The World Bank Group can also offer leadership by integrating good governance and rule of law policies in the development agenda.  Just last month, we joined with the UN to launch a Stolen Assets Recovery—or StAR—Initiative to get developed and developing countries to work together to recover the financial plunder of corruption.  Our successful “Doing Business” report makes clear that poor regulatory and licensing policies not only stifle entrepreneurs, but also create opportunities for graft.

Conclusion:  Two Voices

Today, I have offered a sense of direction for the World Bank Group.  To really understand what we are about, let me close with the voices of two others.

Deramma is a woman who belongs to a village self-help group in the Indian state of Andhra Pradesh.  She is one of more than 8 million women who, with the support of the World Bank, established self-help groups to pool resources.  This most basic of intermediation and support services has increased incomes for close to 90 percent of rural households – that’s approximately 40 million people.  Deramma told us, “It used to be a hand-to-mouth existence.  But now we are self-reliant, and can educate our children.  We now have the confidence that we can climb out of poverty.”

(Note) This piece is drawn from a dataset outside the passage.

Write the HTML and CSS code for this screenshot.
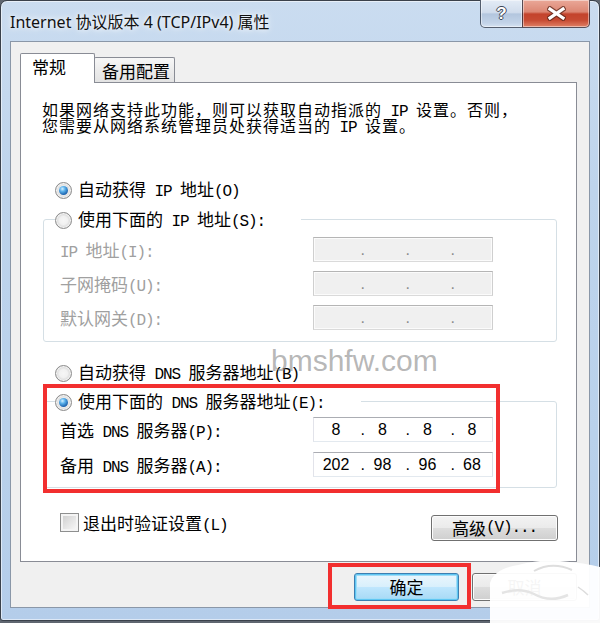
FILE: index.html
```html
<!DOCTYPE html>
<html lang="zh-CN">
<head>
<meta charset="utf-8">
<title>Internet 协议版本 4 (TCP/IPv4) 属性</title>
<link rel="stylesheet" href="styles.css">
</head>
<body>
<div class="window">
  <div class="titlebar">
    <div class="title">Internet 协议版本 4 (TCP/IPv4) 属性</div>
    <div class="caption-buttons">
      <div class="cap-btn help">?</div>
      <div class="cap-btn close">
        <svg width="19" height="15" viewBox="0 0 19 15">
          <path d="M3 3 L16 12 M16 3 L3 12" stroke="#5a2418" stroke-width="5.5" stroke-linecap="square" fill="none" opacity="0.75"/>
          <path d="M3 3 L16 12 M16 3 L3 12" stroke="#ffffff" stroke-width="3.2" stroke-linecap="square" fill="none"/>
        </svg>
      </div>
    </div>
  </div>

  <div class="client">
    <div class="tabs">
      <div class="tab active">常规</div>
      <div class="tab">备用配置</div>
    </div>

    <div class="panel">
      <p class="intro">如果网络支持此功能，则可以获取自动指派的<span class="en"> IP </span>设置。否则，<br>您需要从网络系统管理员处获得适当的<span class="en"> IP </span>设置。</p>

      <div class="option first">
        <span class="radio checked"></span>
        <span>自动获得<span class="en"> IP </span>地址<span class="en">(O)</span></span>
      </div>

      <div class="group ip-group">
        <div class="option legend">
          <span class="radio"></span>
          <span>使用下面的<span class="en"> IP </span>地址<span class="en">(S):</span></span>
        </div>
        <div class="field disabled">
          <span class="label"><span class="en">IP </span>地址<span class="en">(I):</span></span>
          <div class="ipbox"><span class="oct"></span><span class="dot">.</span><span class="oct"></span><span class="dot">.</span><span class="oct"></span><span class="dot">.</span><span class="oct"></span></div>
        </div>
        <div class="field disabled">
          <span class="label">子网掩码<span class="en">(U):</span></span>
          <div class="ipbox"><span class="oct"></span><span class="dot">.</span><span class="oct"></span><span class="dot">.</span><span class="oct"></span><span class="dot">.</span><span class="oct"></span></div>
        </div>
        <div class="field disabled">
          <span class="label">默认网关<span class="en">(D):</span></span>
          <div class="ipbox"><span class="oct"></span><span class="dot">.</span><span class="oct"></span><span class="dot">.</span><span class="oct"></span><span class="dot">.</span><span class="oct"></span></div>
        </div>
      </div>

      <div class="option dns-auto">
        <span class="radio"></span>
        <span>自动获得<span class="en"> DNS </span>服务器地址<span class="en">(B)</span></span>
      </div>

      <div class="group dns-group">
        <div class="option legend">
          <span class="radio checked"></span>
          <span>使用下面的<span class="en"> DNS </span>服务器地址<span class="en">(E):</span></span>
        </div>
        <div class="field">
          <span class="label">首选<span class="en"> DNS </span>服务器<span class="en">(P):</span></span>
          <div class="ipbox"><span class="oct">8</span><span class="dot">.</span><span class="oct">8</span><span class="dot">.</span><span class="oct">8</span><span class="dot">.</span><span class="oct">8</span></div>
        </div>
        <div class="field">
          <span class="label">备用<span class="en"> DNS </span>服务器<span class="en">(A):</span></span>
          <div class="ipbox"><span class="oct">202</span><span class="dot">.</span><span class="oct">98</span><span class="dot">.</span><span class="oct">96</span><span class="dot">.</span><span class="oct">68</span></div>
        </div>
      </div>

      <div class="panel-footer">
        <div class="check-option">
          <span class="checkbox"></span>
          <span>退出时验证设置<span class="en">(L)</span></span>
        </div>
        <div class="button advanced">高级<span class="en">(V)...</span></div>
      </div>
    </div>

    <div class="dialog-buttons">
      <div class="button default">确定</div>
      <div class="button">取消</div>
    </div>
  </div>

  <!-- annotations laid over the dialog -->
  <div class="mark mark-dns"></div>
  <div class="mark mark-ok"></div>
  <div class="watermark">bmshfw.com</div>
  <div class="stamp">
    <svg width="112" height="67" viewBox="0 0 112 67">
      <path d="M2 67 L2 26 Q6 12 30 8 Q52 2 72 4 Q98 6 112 10 L112 67 Z" fill="#ffffff" opacity="0.96"/>
      <path d="M46 14 Q64 4 84 13" stroke="#dedede" stroke-width="2" fill="none"/>
      <path d="M14 36 Q32 30 46 37 Q62 46 80 38" stroke="#e4e4e4" stroke-width="2.5" fill="none"/>
      <path d="M90 30 Q96 34 100 38" stroke="#dddddd" stroke-width="1.5" fill="none"/>
    </svg>
  </div>
</div>
</body>
</html>
```

FILE: styles.css
```css
* {
  box-sizing: border-box;
}

html,
body {
  margin: 0;
  padding: 0;
}

body {
  width: 600px;
  height: 623px;
  overflow: hidden;
  background: #5f6670;
  font-family: "Noto Sans CJK SC", sans-serif;
  color: #000;
}

/* Aero-style window frame */
.window {
  position: relative;
  width: 600px;
  height: 621px;
  border: 1px solid #3a414b;
  border-radius: 7px 7px 3px 3px;
  padding: 0 9px 12px 9px;
  display: flex;
  flex-direction: column;
  background: linear-gradient(180deg, #cadcf0 0%, #bed4ec 30%, #b9d1eb 70%, #b4cdea 100%);
  box-shadow: inset 0 0 0 1px rgba(255, 255, 255, 0.55);
}

.titlebar {
  height: 40px;
  flex: none;
  display: flex;
  justify-content: space-between;
  align-items: flex-start;
}

.title {
  margin-top: 11px;
  font-family: "Noto Sans", "Noto Sans CJK SC", sans-serif;
  font-size: 16px;
  line-height: 20px;
  color: #111;
  white-space: nowrap;
  text-shadow: 0 0 8px #fff, 0 0 4px rgba(255, 255, 255, 0.9);
}

.caption-buttons {
  display: flex;
  margin-top: -1px;
}

.cap-btn {
  height: 28px;
  display: flex;
  align-items: center;
  justify-content: center;
  border: 1px solid rgba(38, 48, 66, 0.75);
  border-top: none;
  box-shadow: inset 0 0 0 1px rgba(255, 255, 255, 0.45);
}

.help {
  width: 43px;
  border-radius: 0 0 0 5px;
  background: linear-gradient(180deg, #e4ecf6 0%, #d0dcec 46%, #b3c6de 52%, #c2d3e8 85%, #d6e3f2 100%);
  font-family: "Liberation Sans", sans-serif;
  font-weight: bold;
  font-size: 17px;
  color: #fff;
  text-shadow: 1px 0 0 #3d4656, -1px 0 0 #3d4656, 0 1px 0 #3d4656, 0 -1px 0 #3d4656;
}

.close {
  width: 68px;
  margin-left: -1px;
  border-radius: 0 0 5px 0;
  background: linear-gradient(180deg, #eaa898 0%, #dc8774 44%, #c3432c 52%, #c74b33 75%, #e08166 100%);
}

/* Client area */
.client {
  flex: 1;
  display: flex;
  flex-direction: column;
  border: 1px solid #8a97a8;
  background: #f0f0f0;
  padding: 11px 12px 0 9px;
}

.tabs {
  position: relative;
  z-index: 2;
  height: 29px;
  display: flex;
  align-items: flex-end;
}

.tab {
  font-size: 17px;
  line-height: 17px;
  border: 1px solid #898c95;
  border-bottom: none;
  border-radius: 2px 2px 0 0;
  white-space: nowrap;
}

.tab.active {
  position: relative;
  z-index: 1;
  width: 75px;
  height: 30px;
  margin-bottom: -1px;
  padding: 4px 0 0 11px;
  background: #fff;
}

.tab:not(.active) {
  width: 81px;
  height: 25px;
  margin-left: -1px;
  padding: 4px 0 0 7px;
  background: linear-gradient(180deg, #f7f7f7 0%, #ececec 50%, #e3e3e3 100%);
}

.panel {
  width: 557px;
  height: 480px;
  flex: none;
  border: 1px solid #898c95;
  background: #fff;
  padding: 0 19px 0 21px;
  display: flex;
  flex-direction: column;
  font-size: 17px;
}

.en {
  font-family: "Liberation Mono", monospace;
  font-size: 16px;
  letter-spacing: -1.1px;
  white-space: pre;
}

.intro {
  flex: none;
  height: 32px;
  margin: 18px 0 0 0;
  font-size: 16px;
  letter-spacing: 1px;
  line-height: 16px;
  white-space: nowrap;
}

.intro .en {
  line-height: 0;
  letter-spacing: -1.1px;
}

.option {
  height: 20px;
  display: flex;
  align-items: center;
  gap: 6px;
  line-height: 20px;
  white-space: nowrap;
}

.option.first {
  margin-top: 47px;
  padding-left: 13px;
}

.option.dns-auto {
  margin-top: 21px;
  padding-left: 13px;
}

.radio {
  position: relative;
  flex: none;
  width: 17px;
  height: 17px;
  border-radius: 50%;
  border: 1px solid #8b8b8b;
  background: radial-gradient(circle at 50% 50%, #f6f6f6 0%, #f1f1f1 38%, #d2d2d2 72%, #eeeeee 100%);
  box-shadow: inset 0 0 0 1px rgba(255, 255, 255, 0.7);
}

.radio.checked::after {
  content: "";
  position: absolute;
  left: 3px;
  top: 3px;
  width: 9px;
  height: 9px;
  border-radius: 50%;
  background: radial-gradient(circle at 38% 32%, #d4f0ff 0%, #5ab0ea 32%, #1c62ad 72%, #0d4585 100%);
}

/* Group boxes with a radio button as caption */
.group {
  flex: none;
  margin-left: 1px;
  border: 1px solid #d5dfe5;
  border-radius: 3px;
  display: flex;
  flex-direction: column;
  padding: 0 63px 11px 16px;
}

.ip-group {
  margin-top: 19px;
}

.dns-group {
  margin-top: 18px;
  padding-bottom: 10px;
}

.group .legend {
  align-self: flex-start;
  margin: -10px 0 0 -5px;
  padding-right: 36px;
  background: #fff;
}

.field {
  flex: none;
  height: 25px;
  display: flex;
  justify-content: space-between;
  align-items: center;
  white-space: nowrap;
}

.ip-group .field {
  margin-top: 9px;
}

.ip-group .legend + .field {
  margin-top: 7px;
}

.dns-group .field {
  margin-top: 10px;
}

.dns-group .legend + .field {
  margin-top: 5px;
}

.field.disabled .label {
  color: #a0a0a0;
}

.ipbox {
  width: 180px;
  height: 25px;
  display: grid;
  grid-template-columns: 38px 10px 35px 10px 35px 10px 34px;
  align-items: center;
  padding-left: 3px;
  border: 1px solid;
  border-color: #abadb3 #dbdfe6 #e3e9ef #e2e3ea;
  background: #fff;
  font-family: "Liberation Sans", sans-serif;
  font-size: 16px;
  line-height: 20px;
}

.field.disabled .ipbox {
  border-color: #b5b5b5 #cfcfcf #dadada #cfcfcf;
  background: #f0f0f0;
  box-shadow: inset 0 0 0 1px #fbfbfb;
  color: #8c8c8c;
}

.oct {
  text-align: center;
}

.dot {
  text-align: right;
}

.panel-footer {
  margin: 24px -1px 0 0;
  padding-left: 18px;
  display: flex;
  justify-content: space-between;
  align-items: flex-start;
}

.check-option {
  height: 20px;
  display: flex;
  align-items: center;
  gap: 4px;
  white-space: nowrap;
}

.checkbox {
  width: 19px;
  height: 19px;
  flex: none;
  border: 1px solid #8e8f8f;
  background: linear-gradient(135deg, #cbcbcb 0%, #e6e6e6 55%, #fbfbfb 100%);
  box-shadow: inset 0 0 0 2px #f4f4f4;
}

/* Push buttons */
.button {
  display: flex;
  align-items: center;
  justify-content: center;
  border: 1px solid #707070;
  border-radius: 3px;
  background: linear-gradient(180deg, #f3f3f3 0%, #ebebeb 48%, #dddddd 52%, #cfcfcf 100%);
  box-shadow: inset 0 0 0 1px #fcfcfc;
  font-size: 17px;
  line-height: 20px;
  white-space: nowrap;
}

.button.advanced {
  margin-top: 3px;
  width: 127px;
  height: 26px;
}

.dialog-buttons {
  margin-top: 11px;
  display: flex;
  justify-content: flex-end;
  gap: 13px;
}

.dialog-buttons .button {
  width: 105px;
  height: 28px;
}

.button.default {
  border-color: #3c7fb1;
  background: linear-gradient(180deg, #eaf6fd 0%, #d9f0fc 48%, #bee6fd 52%, #a7d9f5 100%);
  box-shadow: inset 0 0 0 1px #5fc6f2, inset 0 0 0 2px #9fdcf7;
}

/* Red highlight frames */
.mark {
  position: absolute;
  border: 4px solid #f22f2f;
}

.mark-dns {
  left: 42px;
  top: 383px;
  width: 457px;
  height: 109px;
}

.mark-ok {
  left: 327px;
  top: 562px;
  width: 143px;
  height: 46px;
}

.watermark {
  position: absolute;
  left: 270px;
  top: 345px;
  font-family: "Liberation Sans", sans-serif;
  font-size: 30px;
  line-height: 30px;
  color: rgba(130, 130, 130, 0.58);
  white-space: nowrap;
}

.stamp {
  position: absolute;
  left: 487px;
  top: 556px;
  width: 112px;
  height: 67px;
}

.stamp svg {
  display: block;
}
```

Dinalva Moura, a mother of three, has been part of Brazil’s Bolsa Familia program, which offers small sums of money to parents of 11 million families who keep their children in school and take them to regular health checks.  The Bank Group offered financial and technical assistance to support the Brazilian Government’s impressive initiative.  Dinalva told us, “The Bolsa Familia helps me buy food—sometimes even fruit for the children.  And they don’t skip school, because they know the money depends on their going.”

These are the voices that tell you the story of our day-to-day efforts to create new possibilities for the poor.  And these are the voices that echo the compelling need for a dynamic World Bank Group that will connect them to other people, to ideas, and to opportunities.  This is what inclusive, sustainable globalization is all about.